2_originator_fails.png

2-Originator fails

Notes:

  • When the node is restarted the recovery process is triggered. This calls XAResource.recover in step 4.1.
  • Because the starting node has no idea about where the tx originated here were replicated, 4.1.1 needs to be a broadcast
  • This call is not only performed at startup but it is an async periodic process(in JBossTM by default every 2 mins)
  • Optimisation: the broadcast can be replaced by nodes proactivelly sending (unicast) their known lists of prepared transactions to the originator. Out of scope for first version.
  • Step 4.2 - the TM comparing the prepared transactions with tx determines that 2PC was not successfull and notifies admin
  • At this moment (i.e. after a node failing) all transactions's changes are in the system (assuming numOwners >= 2). The adimistrator should be able to either rollback or commit the transaction (JMX hooks, TBD).

 

Another node (not originator) fails

3_non_originator_failure.png

3-Non orginator fails

 

Replicating recovery information

For distributed clusters the number of nodes where prepare RPC is multicasted is variable, depending both on number of keys wrote by that transaction(txSize) and the numOwners. E.g. numOwners=2 and a transactions that writes on 2 keys(i.e. txSize=2) would multicast a prepare to max 4 nodes and min 2 nodes. Generally for the number of nodes to which prepare is sent (noPrepares) satisfy the following condition: txSize * numOwners >= noPrepares >= numOwner. All the nodes that receive the prepare request (noPrepares) would hold this information (next releases, depending on community demand, might allow a configurable number of backups for this recovery info). 

 

Cleanup registered tx from RecoveryManager

Following will make sure that transactions registered with the RecoveryManager are cleaned up:

  1. The RecoveryManager stores the recovery related information in a local cache instance. This cache instance is configured by the user (see the XML Configuration section). This offers out of the box the following features:
    1. expiration can be configured
    2. passivation can be configured, particularily important  in order to avoid OOM
  2. On stable clusters they are removed (async) durign commit (step 3.2.2 on 1-Happy Flow)
  3. If a node fails before commit, then the tx is removed when node restarts and TM calls XAResource.forget (step 4.3 on 2-Originator fails)

 

New Classes

The class diagram below highlights the new classes added to the system.

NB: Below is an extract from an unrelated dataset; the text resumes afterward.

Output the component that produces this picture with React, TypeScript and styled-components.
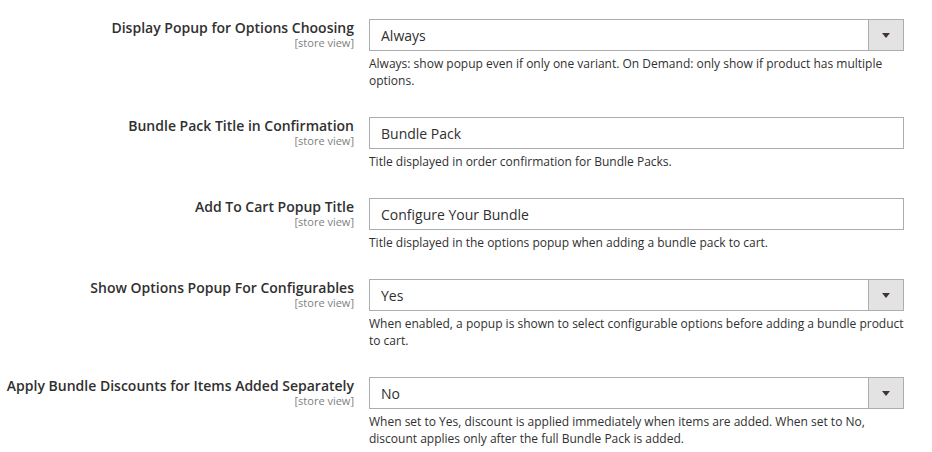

  static_view.png4-New Classes

The key element in the above diagram is the RecoveryManager:

  1. Its state is compund of all the prepared and not yet commited transactions in the system. Memory wise, this is the whole new state added to the system
  2. getClusterPreparedTransactions broadcasts an GetPreparedTxCommand, which returns list of prepared Xids from each node. It is called by XAResource.recover()
  3. forgetRemoteTransactions async multicasts ForgetTxCommand
  4. purgePreparedTransactions is called periodically to cleanup the transactions for which the originating TransactionManager was never resurrected (see previous section on Cleanup registered...)

XML configuration

Recovery is configured per cache, within the transaction xml tag.

<transaction>
      <recovery enabled="true" recoveryInfoCacheName="recoveryCache"/>
</transaction>

Observations:

  1. recovery is a new tag, nested within  transaction
  2. if enabled=false then no recovery information is maintained and XAResource.recover is ignored (warning logged on call). Defaults to true.
  3. recoveryInfoCacheName - the name of the LOCAL cache where the recovery information is stored. If not specified, defaults to a local cache that would expire entries older than 6 hours.

JMX tooling for handling in doubt transactions

When the TransactionManager determines that a tx is in-doubt it informs the System Administrator(SA) about it. At this point the SA only knows the Xid (i.e. byte array) of the in-doubt transaction and needs to take action to complete it  by either committing or rolling it back. Following operations are exposed through JMX in order to support the recovery process:

 

showInDoubtTransactions(): (xid:Xid, internalId:Long, status:String)

This returns all the transactions that are in-doubt. The transactions are present to the SA as a tuple composed from:

  • Xid - a string representation of transactions's id as received from the TransactionManager
  • internalId - this is a unique per Xid system generated id. SA uses this value for completing the transaction (see next operations). The SA has to visually maps the Xid of the transaction, as received from the TransactioManager's recovery process, to this value. This Xid->long mapping is needed as passing the Xid, which is basically a byte[], to the JMX operations is a more complicated approach.  
  • status - a string describing the state in which transactions is, e.g. "prepared" or "huristically committed" (the former indicates tx is prepared on all nodes but commit hasn't been received, the latter means transactions was committed on a subset of the nodes, but not on all of them).

 

forceRollback(internalId:Long) : String
forceCommit(internalId:Long) : String

These operations receive an internal transaction id (as previously described) and force transaction's completion by either  reapplying the chances or rolling them back. The value returned by this operation is a String informing user weather the operation was successful or not. If it isn't successful the user needs to re-run it manually.

 

forceRollback(formatId:int, globalTxId:byte[], branchQualifier:byte[]) : String
forceCommit(formatId:int, globalTxId:byte[], branchQualifier:byte[]) : String

These operations have the same semantic as the ones described in the previous section. The difference lays in the fact that in this case the transaction is identified through the Xid directly. Whilst these are not useful for manual intervention, they can be used for triggering an automated process: e.g. TranasctionManager's recovery process, when finding a in-doubt transaction, calls some java code that invokes these operations through JMX.

 

forget(internalId:Long): String
forget(formatId:int, globalTxId:byte[], branchQualifier:byte[]):String

These operations remove from the system the recovery information related to a transaction. Although this is normally a prerogative of the TransactionManager, these operations are added here for completeness.